É claro que, além de sabatinar os candidatos, os militares têm em Bolsonaro um virtual representante das Forças Armadas na corrida presidencial. Há porém o desconforto dos generais em subordinar-se a um mero capitão do exército (sabidamente um mau soldado), e cogita-se que ninguém menos que o próprio general Mourão concorra à Vice-Presidência ou à própria Presidência na chapa do ultradireitista Levy Fidélix (PRTB).

No âmbito de seu partido, a visita de Manu ao general não poderia ter vindo em hora mais crítica. Inicialmente lançada como ponte capaz de ligar o sempre fisiologista PCdoB à candidatura de Ciro Gomes, a pré-candidata vem sendo o pivô de uma crise interna no Partido quanto ao abandono da candidatura de Lula à presidência. Acendendo uma vela para cada santo, ela ora sobe nos palanques de atos contra a prisão de Lula, ora dá as mãos ao golpista Paulinho da Força (Solidariedade) em busca de apoio na Força Sindical. De Força em Força, natural ter atendido a um convite das Forças Armadas. Seu partido, diz-se, trava boas relações com a caserna desde que Aldo Rebelo (Solidariedade), então nos quadros do PCdoB, foi ministro da defesa no governo Dilma – justamente o último, antes do impeachment.

Ironicamente, o achaque das Forças Armadas pode ter entornado o caldo na fervura dos adeptos do Plano B à candidatura de Lula dentro do PCdoB. Na quarta, viriam à tona os rumores de que Manuela poderia dar um sentido a sua campanha, anunciando na quinta sua candidatura à Vice-Presidência numa eventual chapa com o PT.

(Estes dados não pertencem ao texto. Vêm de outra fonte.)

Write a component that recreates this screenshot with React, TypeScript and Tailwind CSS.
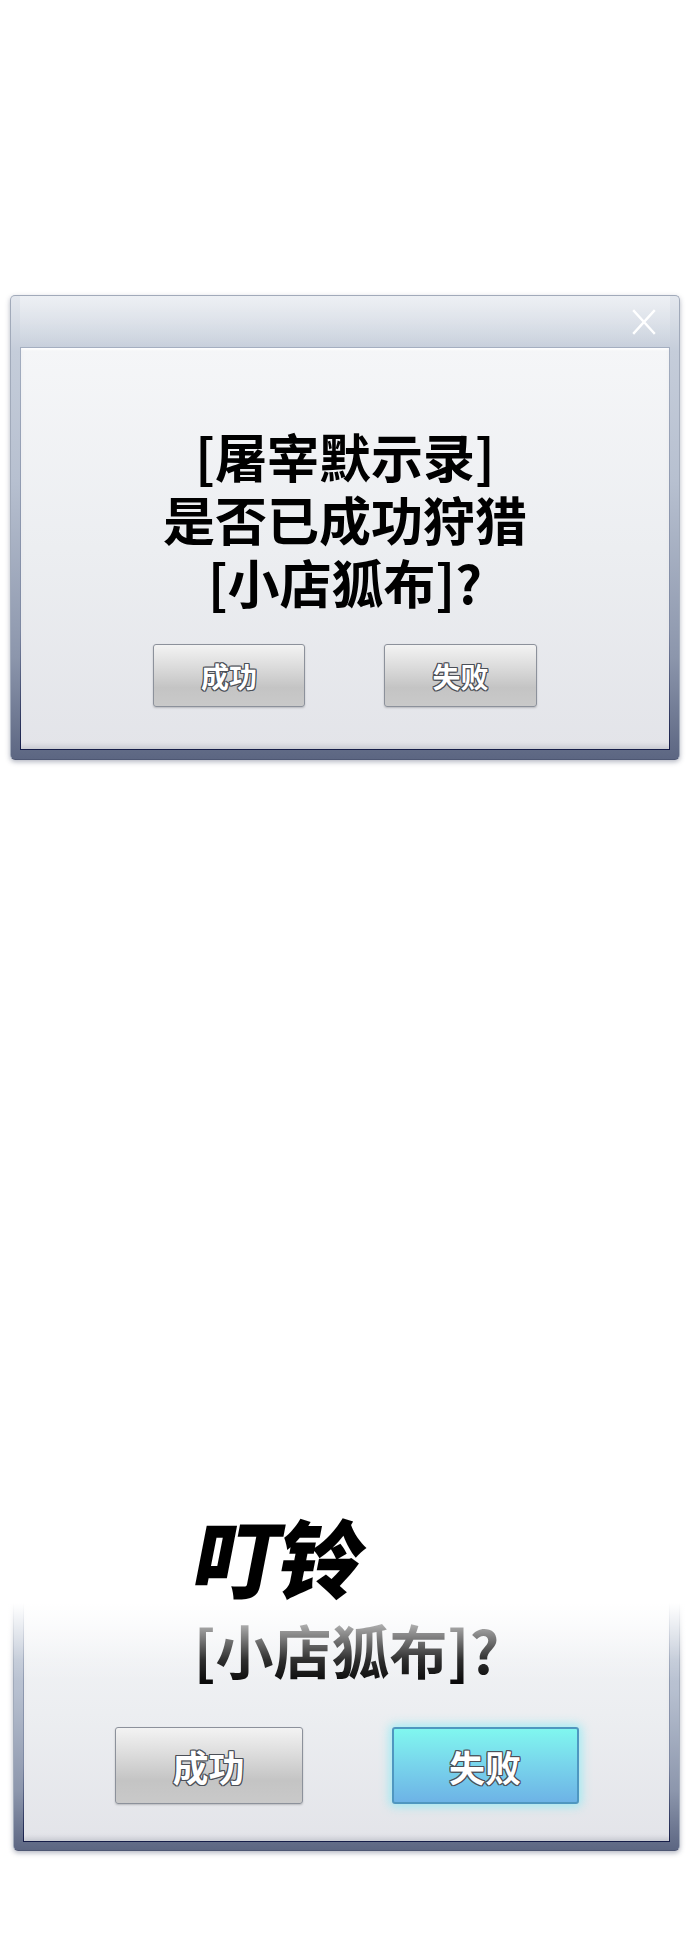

Assim como a base popular do PT, a base do PCdoB parece esperar de suas lideranças uma postura real de combate ao golpe de Estado em curso, que vá além do palavrório de palanque eleitoral. É necessário mobilizar a população e ir às ruas para exigir dos golpistas a liberdade para Lula e sua candidatura à Presidência da República. Sem uma mudança real na correlação de forças políticas abrem-se as portas para uma ditadura das Forças Armadas.